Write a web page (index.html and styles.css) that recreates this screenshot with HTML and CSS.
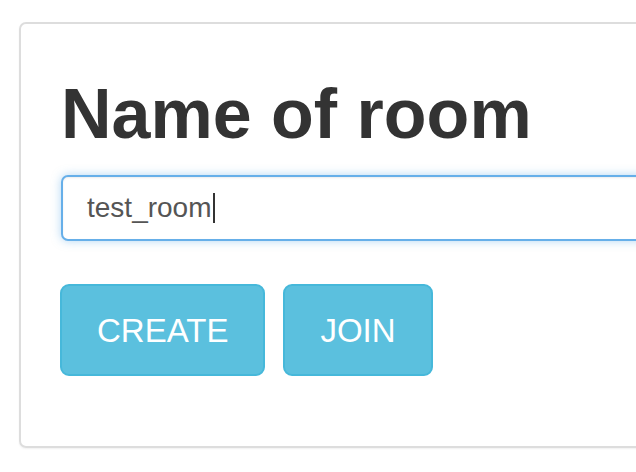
FILE: index.html
```html
<!DOCTYPE html>
<html>
<head>
<meta charset="utf-8">
<link rel="stylesheet" href="styles.css">
</head>
<body>
<div class="card">
  <h1 class="title">Name of room</h1>
  <div class="field"><span class="value">test_room</span><span class="caret"></span></div>
  <div class="actions">
    <button class="btn">CREATE</button>
    <button class="btn">JOIN</button>
  </div>
</div>
</body>
</html>
```
FILE: styles.css
```css
html, body {
  margin: 0;
  padding: 0;
  background: #fff;
  overflow: hidden;
  width: 636px;
  height: 472px;
}
body {
  font-family: "Liberation Sans", Arial, sans-serif;
}
.card {
  margin: 22px 0 0 19px;
  width: 700px;
  box-sizing: border-box;
  border: 2px solid #dddddd;
  border-radius: 7px;
  padding: 52px 40px 70px 40px;
  box-shadow: 0 1px 2px rgba(0,0,0,0.06);
}
.title {
  margin: 0;
  font-size: 70px;
  line-height: 77px;
  font-weight: 700;
  color: #333;
}
.field {
  margin-top: 22px;
  height: 66px;
  box-sizing: border-box;
  border: 2px solid #66afe9;
  border-radius: 7px;
  padding: 0 24px;
  display: flex;
  align-items: center;
  box-shadow: inset 0 1px 2px rgba(0,0,0,0.075), 0 0 10px rgba(102,175,233,0.5);
  background: #fff;
}
.value {
  font-size: 28px;
  color: #555;
  line-height: 1;
}
.caret {
  display: inline-block;
  width: 2px;
  height: 30px;
  background: #333;
  margin-left: 1px;
}
.actions {
  margin-top: 43px;
  margin-left: -1px;
  display: flex;
  gap: 18px;
}
.btn {
  height: 92px;
  box-sizing: border-box;
  padding: 0 35px;
  border: 2px solid #46b8da;
  border-radius: 9px;
  background: #5bc0de;
  color: #fff;
  font-family: "Liberation Sans", Arial, sans-serif;
  font-size: 33px;
  line-height: 1;
  margin: 0;
}
```
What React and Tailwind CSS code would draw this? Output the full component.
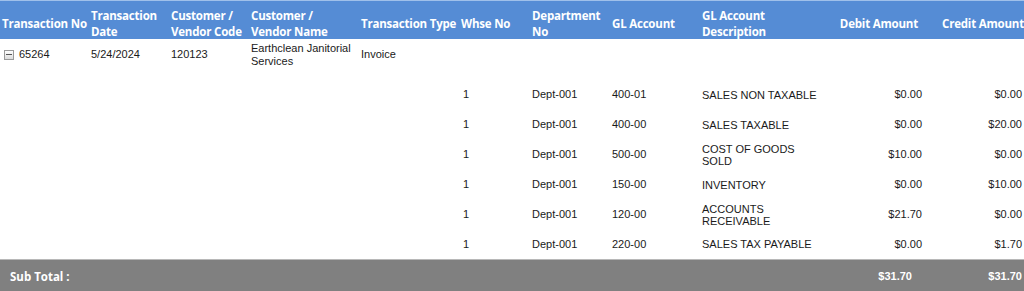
const DETAILS = [
  { whse: "1", dept: "Dept-001", gl: "400-01", desc: "SALES NON TAXABLE", debit: "$0.00", credit: "$0.00" },
  { whse: "1", dept: "Dept-001", gl: "400-00", desc: "SALES TAXABLE", debit: "$0.00", credit: "$20.00" },
  { whse: "1", dept: "Dept-001", gl: "500-00", desc: "COST OF GOODS SOLD", debit: "$10.00", credit: "$0.00" },
  { whse: "1", dept: "Dept-001", gl: "150-00", desc: "INVENTORY", debit: "$0.00", credit: "$10.00" },
  { whse: "1", dept: "Dept-001", gl: "120-00", desc: "ACCOUNTS RECEIVABLE", debit: "$21.70", credit: "$0.00" },
  { whse: "1", dept: "Dept-001", gl: "220-00", desc: "SALES TAX PAYABLE", debit: "$0.00", credit: "$1.70" },
];

const HEAD = "px-[2px] text-left align-middle font-bold leading-[16px] whitespace-nowrap overflow-hidden";

function CollapseIcon() {
  return (
    <span className="inline-flex items-center justify-center w-[10px] h-[10px] border border-[#9a9a9a] bg-gradient-to-b from-white to-[#dcdcdc] mr-[5px] relative -top-[3px]">
      <span className="block w-[6px] h-[1px] bg-[#555]" />
    </span>
  );
}

// header labels sit a few px low in the grid header
function H({ children }) {
  return <span className="block relative top-[4px]">{children}</span>;
}

export default function App() {
  return (
    <div className="w-[1024px] h-[291px] bg-white overflow-hidden">
      <table className="table-fixed border-collapse w-[1024px] text-[11px] text-[#1a1a1a] font-['Liberation_Sans',Arial,sans-serif]">
        <colgroup>
          <col className="w-[89px]" />
          <col className="w-[80px]" />
          <col className="w-[80px]" />
          <col className="w-[110px]" />
          <col className="w-[100px]" />
          <col className="w-[71px]" />
          <col className="w-[80px]" />
          <col className="w-[90px]" />
          <col className="w-[128px]" />
          <col className="w-[98px]" />
          <col className="w-[98px]" />
        </colgroup>
        <thead>
          <tr className="h-[38px] bg-[#558cd5] text-white text-[11.5px] tracking-[-0.2px] font-['Open_Sans',sans-serif] border-t border-[#9fc0ea]">
            <th className={HEAD}><H>Transaction No</H></th>
            <th className={HEAD}><H>Transaction<br />Date</H></th>
            <th className={HEAD}><H>Customer /<br />Vendor Code</H></th>
            <th className={HEAD}><H>Customer /<br />Vendor Name</H></th>
            <th className={HEAD}><H>Transaction Type</H></th>
            <th className={HEAD}><H>Whse No</H></th>
            <th className={HEAD}><H>Department<br />No</H></th>
            <th className={HEAD}><H>GL Account</H></th>
            <th className={HEAD}><H>GL Account<br />Description</H></th>
            <th className={`${HEAD} !text-right pr-[8px]`}><H>Debit Amount</H></th>
            <th className={`${HEAD} !text-right !pr-0`}><H>Credit Amount</H></th>
          </tr>
        </thead>
        <tbody>
          <tr className="h-[32px]">
            <td className="px-[4px] align-middle whitespace-nowrap">
              <CollapseIcon />
              65264
            </td>
            <td className="px-[2px] align-middle">5/24/2024</td>
            <td className="px-[2px] align-middle">120123</td>
            <td className="px-[2px] align-middle leading-[13px]">Earthclean Janitorial Services</td>
            <td className="px-[2px] align-middle">Invoice</td>
            <td colSpan={6} />
          </tr>
          <tr className="h-[9px]">
            <td colSpan={11} />
          </tr>
          {DETAILS.map((d, i) => (
            <tr key={i} className="h-[30px]">
              <td colSpan={5} />
              <td className="px-[4px] align-middle">{d.whse}</td>
              <td className="px-[2px] align-middle">{d.dept}</td>
              <td className="px-[2px] align-middle">{d.gl}</td>
              <td className="pl-[2px] pr-[6px] align-middle leading-[12px]">{d.desc}</td>
              <td className="text-right align-middle pr-[4px]">{d.debit}</td>
              <td className="text-right align-middle pr-[2px]">{d.credit}</td>
            </tr>
          ))}
          <tr className="h-[33px] bg-[#808080] text-white border-t border-[#b8b8b8]">
            <td colSpan={9} className="pl-[10px] align-middle font-bold text-[11.5px] font-['Open_Sans',sans-serif]">
              Sub Total :
            </td>
            <td className="text-right align-middle pr-[14px] font-bold">$31.70</td>
            <td className="text-right align-middle pr-[2px] font-bold">$31.70</td>
          </tr>
        </tbody>
      </table>
    </div>
  );
}
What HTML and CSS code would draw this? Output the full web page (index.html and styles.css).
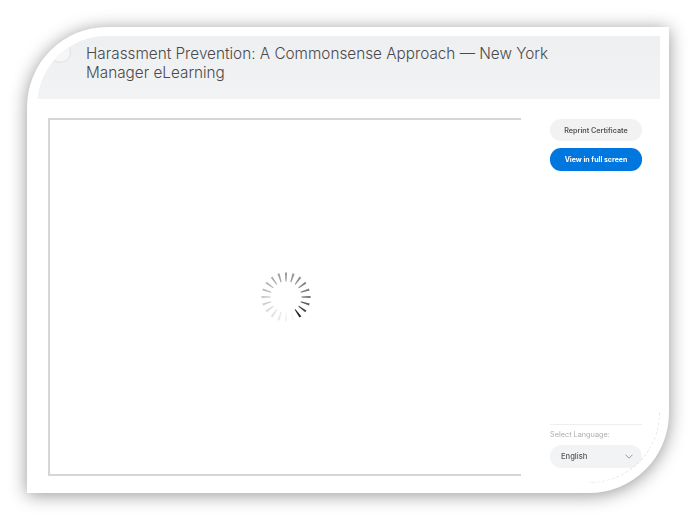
FILE: index.html
```html
<!DOCTYPE html>
<html lang="en">
<head>
<meta charset="utf-8">
<title>Harassment Prevention</title>
<link rel="stylesheet" href="styles.css">
</head>
<body>
<div class="card">
  <div class="inner">
    <header class="header">
      <span class="avatar"></span>
      <h1 class="title">Harassment Prevention: A Commonsense Approach — New York Manager eLearning</h1>
    </header>
    <main class="main">
      <section class="frame">
        <svg class="spinner" width="60" height="60" viewBox="-30 -30 60 60" aria-hidden="true">
          <defs><polygon id="tick" points="-.5,-15.5 .5,-15.5 1.1,-24.5 -1.1,-24.5"/></defs>
          <g fill="#222">
            <use href="#tick" transform="rotate(0)" fill-opacity=".45"/>
            <use href="#tick" transform="rotate(18)" fill-opacity=".48"/>
            <use href="#tick" transform="rotate(36)" fill-opacity=".52"/>
            <use href="#tick" transform="rotate(54)" fill-opacity=".56"/>
            <use href="#tick" transform="rotate(72)" fill-opacity=".6"/>
            <use href="#tick" transform="rotate(90)" fill-opacity=".65"/>
            <use href="#tick" transform="rotate(108)" fill-opacity=".72"/>
            <use href="#tick" transform="rotate(126)" fill-opacity=".82"/>
            <use href="#tick" transform="rotate(144)" fill-opacity="1"/>
            <use href="#tick" transform="rotate(162)" fill-opacity=".04"/>
            <use href="#tick" transform="rotate(180)" fill-opacity=".06"/>
            <use href="#tick" transform="rotate(198)" fill-opacity=".1"/>
            <use href="#tick" transform="rotate(216)" fill-opacity=".14"/>
            <use href="#tick" transform="rotate(234)" fill-opacity=".18"/>
            <use href="#tick" transform="rotate(252)" fill-opacity=".22"/>
            <use href="#tick" transform="rotate(270)" fill-opacity=".26"/>
            <use href="#tick" transform="rotate(288)" fill-opacity=".3"/>
            <use href="#tick" transform="rotate(306)" fill-opacity=".33"/>
            <use href="#tick" transform="rotate(324)" fill-opacity=".37"/>
            <use href="#tick" transform="rotate(342)" fill-opacity=".41"/>
          </g>
        </svg>
      </section>
      <aside class="side">
        <div class="actions">
          <button class="btn btn-light" type="button">Reprint Certificate</button>
          <button class="btn btn-blue" type="button">View in full screen</button>
        </div>
        <div class="lang">
          <div class="lang-label">Select Language:</div>
          <div class="select">
            <span>English</span>
            <svg width="8" height="5" viewBox="0 0 8 5" aria-hidden="true"><path d="M.5.7 4 4.2 7.5.7" fill="none" stroke="#999" stroke-width="1"/></svg>
          </div>
        </div>
      </aside>
    </main>
    <span class="corner-line"></span>
  </div>
</div>
</body>
</html>
```
FILE: styles.css
```css
* { box-sizing: border-box; }
html, body { margin: 0; height: 100%; background: #fff; }
body { padding: 27px; font-family: "Inter", "Liberation Sans", sans-serif; overflow: hidden; }

.card {
  width: 642px;
  height: 466px;
  background: #fff;
  border-radius: 80px 0 80px 0;
  box-shadow: 0 2px 18px rgba(0, 0, 0, .42);
  padding: 9px 9px 10px 10px;
}
.inner {
  position: relative;
  height: 100%;
  display: flex;
  flex-direction: column;
  overflow: hidden;
  border-radius: 70px 0 70px 0;
  filter: blur(.3px);
}
.header {
  height: 63px;
  flex: none;
  display: flex;
  align-items: flex-start;
  gap: 15px;
  padding: 8px 0 0 12px;
  background: linear-gradient(#eeeff1, #f2f3f5);
}
.avatar {
  flex: none;
  width: 22px;
  height: 22px;
  margin-top: -3px;
  border-radius: 50%;
  background: #f5f6f7;
  border: 1px solid #dfe0e2;
}
.title {
  width: 490px;
  margin: 0;
  font-size: 15.3px;
  font-weight: 300;
  line-height: 19px;
  color: #4a4a4a;
}
.main {
  flex: 1;
  display: flex;
  padding: 19px 18px 7px 11px;
}
.frame {
  width: 473px;
  display: flex;
  align-items: center;
  justify-content: center;
  border: 2px solid #d6d6d6;
  border-right: 0;
}
.spinner { display: block; }
.side {
  flex: 1;
  margin-left: 29px;
  margin-top: 1px;
  display: flex;
  flex-direction: column;
  justify-content: space-between;
}
.actions { display: flex; flex-direction: column; gap: 7px; }
.btn {
  height: 22px;
  padding: 0;
  border: 0;
  border-radius: 11px;
  font-family: inherit;
  font-size: 7.2px;
  font-weight: 600;
}
.btn-light { background: #f2f2f2; color: #555; }
.btn-blue { height: 23px; background: #0076df; color: #fff; font-size: 7px; font-weight: 700; }
.lang { border-top: 1px solid #eee; padding-top: 5px; margin-bottom: 8px; }
.lang-label { font-size: 7.3px; line-height: 10px; color: #adadad; margin-bottom: 5px; }
.select {
  height: 23px;
  display: flex;
  align-items: center;
  justify-content: space-between;
  padding: 0 9px 0 11px;
  border-radius: 12px;
  background: #f1f3f5;
  font-size: 7.6px;
  font-weight: 500;
  color: #555;
}
.corner-line {
  position: absolute;
  right: 0;
  bottom: 0;
  width: 70px;
  height: 70px;
  border-right: 1px dashed #e4e4e4;
  border-bottom: 1px dashed #e4e4e4;
  border-bottom-right-radius: 70px;
  pointer-events: none;
}
```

# [STATED GOAL]
Find the lines above that include the string "draw" and copy them.

# [EXERCISE RESULT]
What React and Tailwind CSS code would draw this? Output the full component.
What HTML and CSS code would draw this? Output the full web page (index.html and styles.css).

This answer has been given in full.